> _SOURCE DATA_
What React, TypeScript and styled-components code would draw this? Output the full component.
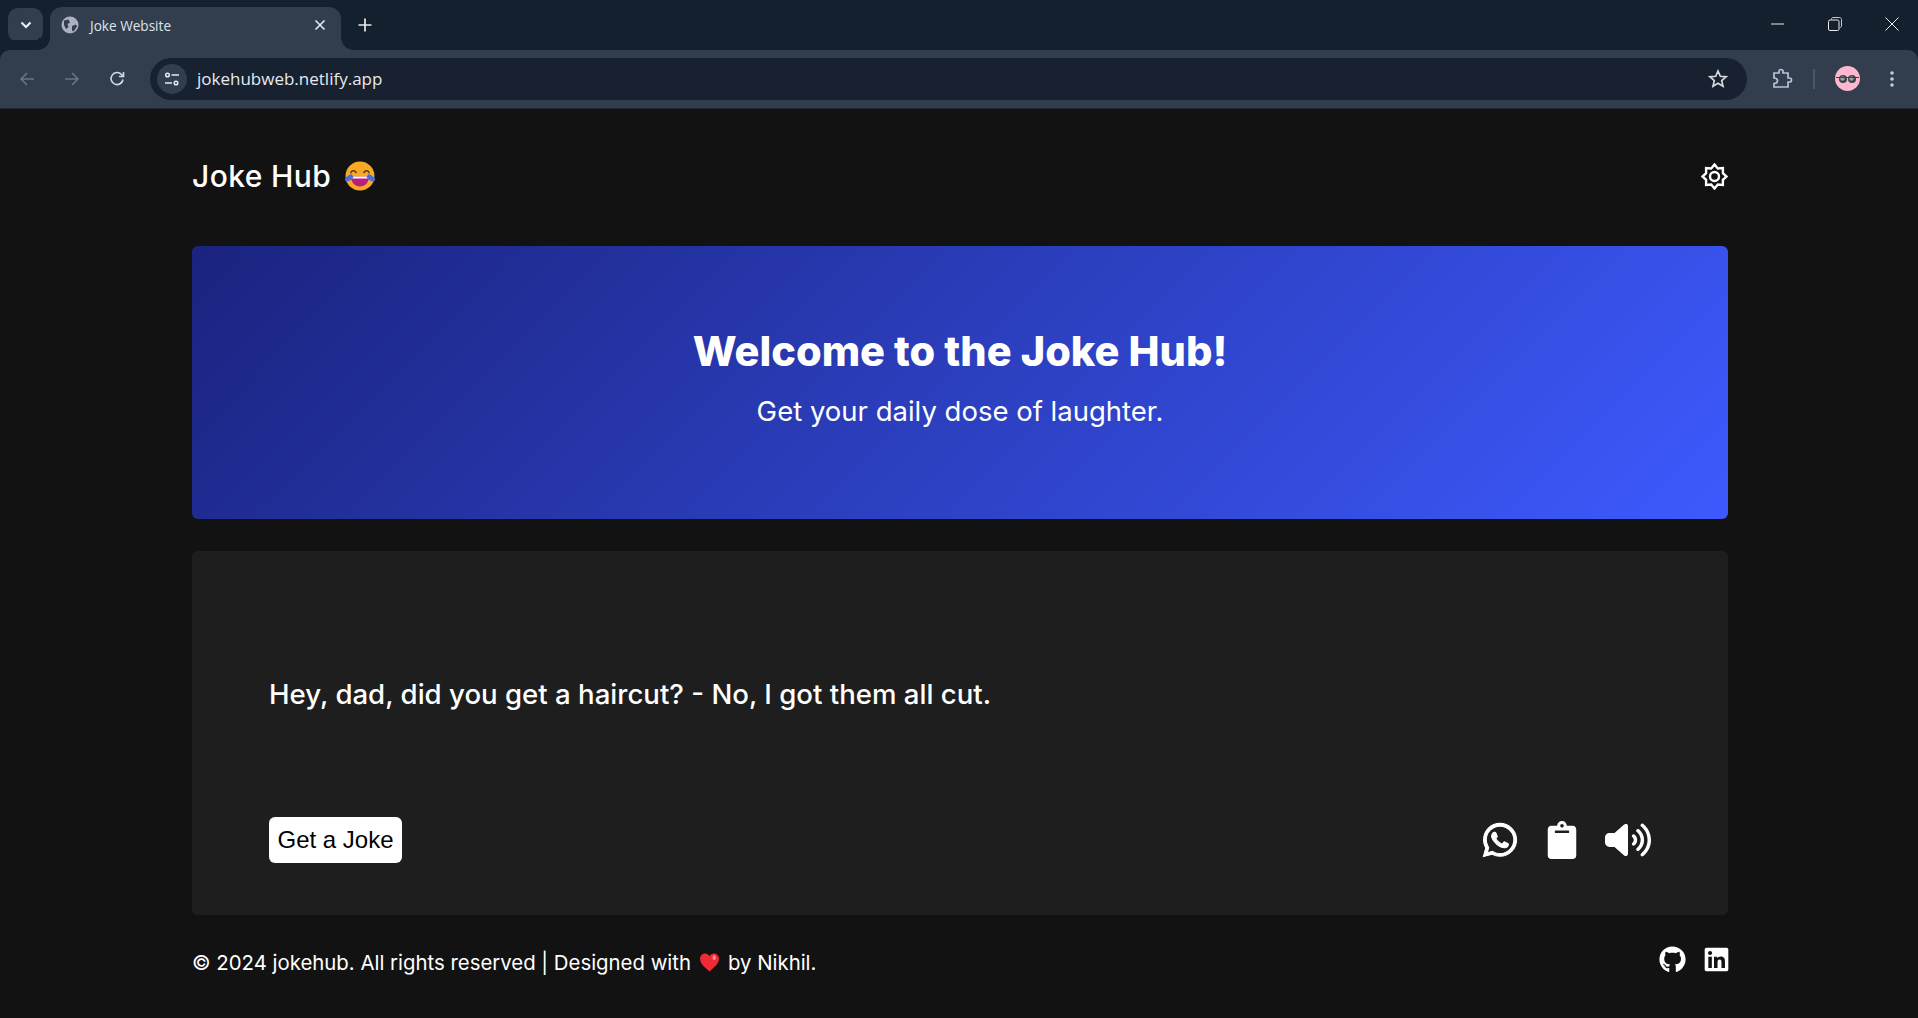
import React from "react";
import styled, { createGlobalStyle } from "styled-components";
import { FaWhatsapp, FaClipboard, FaGithub, FaLinkedin } from "react-icons/fa";
import { FaVolumeHigh } from "react-icons/fa6";

const Global = createGlobalStyle`
  html, body { margin: 0; padding: 0; height: 100%; overflow: hidden; background: #121212; }
  #root { height: 100%; }
  * { box-sizing: border-box; }
`;

const Shell = styled.div`
  display: flex;
  flex-direction: column;
  height: 1018px;
  font-family: Inter, "Noto Sans", sans-serif;
`;

const TabStrip = styled.div`
  height: 50px;
  background: #15202f;
  display: flex;
  align-items: flex-end;
  padding-left: 8px;
`;
const TabSearch = styled.div`
  width: 35px;
  height: 34px;
  margin-bottom: 8px;
  border-radius: 10px;
  background: #323d4e;
  display: flex;
  align-items: center;
  justify-content: center;
`;
const Tab = styled.div`
  position: relative;
  width: 291px;
  height: 43px;
  margin-left: 7px;
  padding: 0 15px 7px 11px;
  border-radius: 12px 12px 0 0;
  background: #323d4e;
  display: flex;
  align-items: center;
  gap: 11px;
  color: #dfe3ea;
  font: 400 13.6px "Open Sans", sans-serif;
  &::before, &::after {
    content: "";
    position: absolute;
    bottom: 0;
    width: 12px;
    height: 12px;
  }
  &::before { left: -12px; background: radial-gradient(circle at 0 0, #15202f 11.5px, #323d4e 12px); }
  &::after { right: -12px; background: radial-gradient(circle at 100% 0, #15202f 11.5px, #323d4e 12px); }
`;
const TabTitle = styled.span`
  flex: 1;
`;
const NewTab = styled.div`
  width: 28px;
  height: 28px;
  margin: 0 0 11px 10px;
  display: flex;
  align-items: center;
  justify-content: center;
`;
const WindowControls = styled.div`
  margin: 0 -2px 0 auto;
  height: 50px;
  display: flex;
  align-items: center;
  padding-bottom: 2px;
`;
const WindowButton = styled.div`
  width: 57px;
  height: 32px;
  display: flex;
  align-items: center;
  justify-content: center;
`;

const Toolbar = styled.div`
  height: 59px;
  background: #323d4e;
  border-bottom: 1px solid #1d2531;
  border-radius: 10px 10px 0 0;
  display: flex;
  align-items: center;
  padding: 0 0 1px 10px;
  box-shadow: 0 -10px 0 #15202f;
`;
const NavIcon = styled.div`
  width: 34px;
  height: 34px;
  margin-right: 11px;
  display: flex;
  align-items: center;
  justify-content: center;
`;
const Omnibox = styled.div`
  width: 1597px;
  height: 42px;
  margin-left: 5px;
  border-radius: 21px;
  background: #17212f;
  display: flex;
  align-items: center;
  padding: 0 19px 0 7px;
  color: #e8eaee;
  font: 400 17px "Open Sans", sans-serif;
`;
const SiteInfo = styled.div`
  width: 30px;
  height: 30px;
  border-radius: 50%;
  background: #323d4e;
  display: flex;
  align-items: center;
  justify-content: center;
  margin-right: 10px;
`;
const Url = styled.span`
  flex: 1;
`;
const ToolbarRight = styled.div`
  display: flex;
  align-items: center;
  margin-left: 24px;
`;
const Divider = styled.div`
  width: 2px;
  height: 20px;
  background: #4c5668;
  margin: 0 20px;
`;
const Avatar = styled.div`
  width: 25px;
  height: 25px;
  border-radius: 50%;
  background: #fbb8d0;
  margin-right: 29px;
  display: flex;
  align-items: center;
  justify-content: center;
`;

const Page = styled.main`
  flex: 1;
  background: #121212;
  color: #fff;
  padding: 0 190px 0 192px;
  display: flex;
  flex-direction: column;
`;
const Header = styled.header`
  height: 137px;
  padding-bottom: 3px;
  display: flex;
  align-items: center;
  justify-content: space-between;
  svg { display: block; }
`;
const Brand = styled.h1`
  margin: 0;
  font-size: 30px;
  font-weight: 500;
  letter-spacing: 0.4px;
  display: flex;
  align-items: center;
  gap: 13px;
`;
const Hero = styled.section`
  height: 273px;
  border-radius: 6px;
  background: linear-gradient(135deg, #1a237e, #3d5afe);
  display: flex;
  flex-direction: column;
  align-items: center;
  padding-top: 82px;
`;
const HeroTitle = styled.h2`
  margin: 0;
  font-size: 41.5px;
  line-height: 46px;
  font-weight: 800;
`;
const HeroText = styled.p`
  margin: 21px 0 0;
  font-size: 27.5px;
  line-height: 32px;
  font-weight: 400;
`;
const JokeCard = styled.section`
  height: 364px;
  margin-top: 32px;
  border-radius: 6px;
  background: #1e1e1e;
  padding: 0 77px;
  display: flex;
  flex-direction: column;
`;
const JokeText = styled.p`
  margin: 128px 0 0;
  font-size: 27.6px;
  line-height: 30px;
  font-weight: 500;
  height: 110px;
`;
const Actions = styled.div`
  display: flex;
  align-items: center;
  justify-content: space-between;
  margin-top: 28px;
`;
const JokeButton = styled.button`
  width: 133px;
  height: 46px;
  padding: 0;
  border: none;
  border-radius: 6px;
  background: #fff;
  color: #000;
  font: 400 24px "Liberation Sans", Arial, sans-serif;
`;
const ShareIcons = styled.div`
  display: flex;
  align-items: center;
  gap: 24px;
  color: #fff;
  svg { display: block; }
  svg:first-child { stroke: currentColor; stroke-width: 14px; }
`;
const Footer = styled.footer`
  display: flex;
  justify-content: space-between;
  align-items: center;
  height: 62px;
  margin-top: 16px;
`;
const Copy = styled.p`
  margin: 0;
  font-size: 20.37px;
  font-weight: 400;
  display: flex;
  align-items: center;
  gap: 8px;
`;
const Social = styled.div`
  display: flex;
  align-items: center;
  gap: 17px;
  font-size: 27px;
  margin-right: -2px;
  padding-bottom: 6px;
  svg { display: block; }
`;

const LaughEmoji = () => (
  <svg width="32" height="32" viewBox="0 0 32 32">
    <circle cx="16" cy="16" r="14.5" fill="#f9a825" />
    <path d="M7 12.5c1-2.4 4-2.4 5 0M20 12.5c1-2.4 4-2.4 5 0" stroke="#5d3a12" strokeWidth="1.6" fill="none" strokeLinecap="round" />
    <path d="M7 16.5h18c0 6-4 10-9 10s-9-4-9-10z" fill="#b81f7d" />
    <path d="M8 16.5h16v2H8z" fill="#fff" />
    <path d="M1 19c2-3 4-4 6.500-5l2 3c-1.500 2-3 4-6 4.500-2 0-3-1-2.500-2.500zM31 19c-2-3-4-4-6.500-5l-2 3c1.500 2 3 4 6 4.500 2 0 3-1 2.500-2.500z" fill="#4a6ee0" />
  </svg>
);

const HeartEmoji = () => (
  <svg width="21" height="21" viewBox="0 0 20 20">
    <path d="M10 18.500C4 13.500 1 10.500 1 6.500 1 3.500 3.300 1.500 5.700 1.500 7.500 1.500 9.100 2.500 10 4c.9-1.500 2.500-2.500 4.300-2.500C16.700 1.500 19 3.500 19 6.500c0 4-3 7-9 12z" fill="#ee2a35" />
    <ellipse cx="14.500" cy="5.500" rx="1.600" ry="2.300" fill="#ff8a8f" />
  </svg>
);

const Globe = () => (
  <svg width="18" height="18" viewBox="0 0 18 18">
    <circle cx="9" cy="9" r="8.500" fill="#aab2bf" />
    <path d="M3 4.500 7.500 3.500 9 6.500 6.500 8 7.500 11 5 13 3 9zM11 10l4-1.500 1 2-3.500 5-1.500-1z" fill="#323d4e" />
  </svg>
);

/* Eight-pointed sun outline used as the theme toggle */
const StarGear = () => (
  <svg width="27" height="27" viewBox="0 0 27 27">
    <path
      d="M13.500 1.500 16.800 5.500 21.900 5.100 21.900 10.200 25.500 13.500 21.900 16.800 21.900 21.900 16.800 21.500 13.500 25.500 10.200 21.500 5.100 21.900 5.100 16.800 1.500 13.500 5.100 10.200 5.100 5.100 10.200 5.500z"
      stroke="#fff"
      strokeWidth="2.400"
      strokeLinejoin="miter"
      fill="none"
    />
    <circle cx="13.500" cy="13.500" r="4.500" stroke="#fff" strokeWidth="2.400" fill="none" />
  </svg>
);

export default function App() {
  return (
    <Shell>
      <Global />
      <TabStrip>
        <TabSearch>
          <svg width="12" height="8" viewBox="0 0 12 8"><path d="M1.500 1.500 6 6l4.500-4.500" stroke="#f1f3f6" strokeWidth="2" fill="none" /></svg>
        </TabSearch>
        <Tab>
          <Globe />
          <TabTitle>Joke Website</TabTitle>
          <svg width="12" height="12" viewBox="0 0 12 12"><path d="M1.500 1.500l9 9m0-9l-9 9" stroke="#e8eaee" strokeWidth="1.600" /></svg>
        </Tab>
        <NewTab>
          <svg width="14" height="14" viewBox="0 0 14 14"><path d="M7 .5v13M.5 7h13" stroke="#e8eaee" strokeWidth="1.700" /></svg>
        </NewTab>
        <WindowControls>
          <WindowButton><svg width="14" height="2" viewBox="0 0 14 2"><path d="M0 1h13" stroke="#e8eaee" /></svg></WindowButton>
          <WindowButton><svg width="14" height="14" viewBox="0 0 14 14"><path d="M3.500 2.500V2c0-.8.700-1.500 1.500-1.500h6.500c1 0 2 1 2 2V9c0 .8-.7 1.500-1.500 1.500" stroke="#c8ccd3" fill="none" /><rect x=".5" y="3" width="10.500" height="10.500" rx="1.500" stroke="#e8eaee" fill="none" /></svg></WindowButton>
          <WindowButton><svg width="14" height="14" viewBox="0 0 14 14"><path d="M.5.500l13 13m0-13l-13 13" stroke="#e8eaee" /></svg></WindowButton>
        </WindowControls>
      </TabStrip>
      <Toolbar>
        <NavIcon><svg width="16" height="16" viewBox="0 0 16 16"><path d="M15 8H2M8 2 2 8l6 6" stroke="#6b7584" strokeWidth="1.500" fill="none" /></svg></NavIcon>
        <NavIcon><svg width="16" height="16" viewBox="0 0 16 16"><path d="M1 8h13M8 2l6 6-6 6" stroke="#6b7584" strokeWidth="1.500" fill="none" /></svg></NavIcon>
        <NavIcon><svg width="16" height="16" viewBox="0 0 16 16"><path d="M14 8.500A6 6 0 1 1 12.500 3.500L14.500 5.500M14.500 1v4.500H10" stroke="#d5d9df" strokeWidth="1.600" fill="none" /></svg></NavIcon>
        <Omnibox>
          <SiteInfo>
            <svg width="16" height="16" viewBox="0 0 16 16"><g stroke="#e8eaee" strokeWidth="1.500" fill="none"><circle cx="3.500" cy="4" r="1.800" /><path d="M7.500 4H15M1 12h7" /><circle cx="12" cy="12" r="1.800" /></g></svg>
          </SiteInfo>
          <Url>jokehubweb.netlify.app</Url>
          <svg width="20" height="20" viewBox="0 0 20 20"><path d="m10 2 2.300 5.300 5.700.5-4.300 3.800 1.300 5.600-5-3-5 3 1.300-5.600L2 7.800l5.700-.5z" stroke="#d5d9df" strokeWidth="1.700" fill="none" /></svg>
        </Omnibox>
        <ToolbarRight>
          <svg width="22" height="22" viewBox="0 0 22 22"><path d="M3 5h5V3.500a2 2 0 0 1 4 0V5h5v5h1.500a2 2 0 0 1 0 4H17v5H3v-3.500c2 0 3.500-1 3.500-2.700S5 10 3 10z" stroke="#b7c3d8" strokeWidth="1.700" fill="none" /></svg>
          <Divider />
          <Avatar>
            <svg width="23" height="10" viewBox="0 0 23 10"><circle cx="7" cy="5" r="4" fill="#3c4146" /><circle cx="16" cy="5" r="4" fill="#3c4146" /><circle cx="6.500" cy="4.500" r="2.200" fill="#9aa0a3" /><circle cx="15.500" cy="4.500" r="2.200" fill="#9aa0a3" /><path d="M0 3.500h23" stroke="#3c4146" /></svg>
          </Avatar>
          <svg width="6" height="18" viewBox="0 0 6 18"><circle cx="3" cy="3" r="1.800" fill="#c3cde0" /><circle cx="3" cy="9" r="1.800" fill="#c3cde0" /><circle cx="3" cy="15" r="1.800" fill="#c3cde0" /></svg>
        </ToolbarRight>
      </Toolbar>
      <Page>
        <Header>
          <Brand>Joke Hub <LaughEmoji /></Brand>
          <StarGear />
        </Header>
        <Hero>
          <HeroTitle>Welcome to the Joke Hub!</HeroTitle>
          <HeroText>Get your daily dose of laughter.</HeroText>
        </Hero>
        <JokeCard>
          <JokeText>Hey, dad, did you get a haircut? - No, I got them all cut.</JokeText>
          <Actions>
            <JokeButton>Get a Joke</JokeButton>
            <ShareIcons>
              <FaWhatsapp size={38} />
              <FaClipboard size={38} />
              <FaVolumeHigh size={46} />
            </ShareIcons>
          </Actions>
        </JokeCard>
        <Footer>
          <Copy>© 2024 jokehub. All rights reserved | Designed with <HeartEmoji /> by Nikhil.</Copy>
          <Social>
            <FaGithub />
            <FaLinkedin />
          </Social>
        </Footer>
      </Page>
    </Shell>
  );
}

> _WHAT YOU NEED TO DO_
Which lines include the word "components"? Copy every one of them.

> _WORKED SOLUTION_
What React, TypeScript and styled-components code would draw this? Output the full component.
import styled, { createGlobalStyle } from "styled-components";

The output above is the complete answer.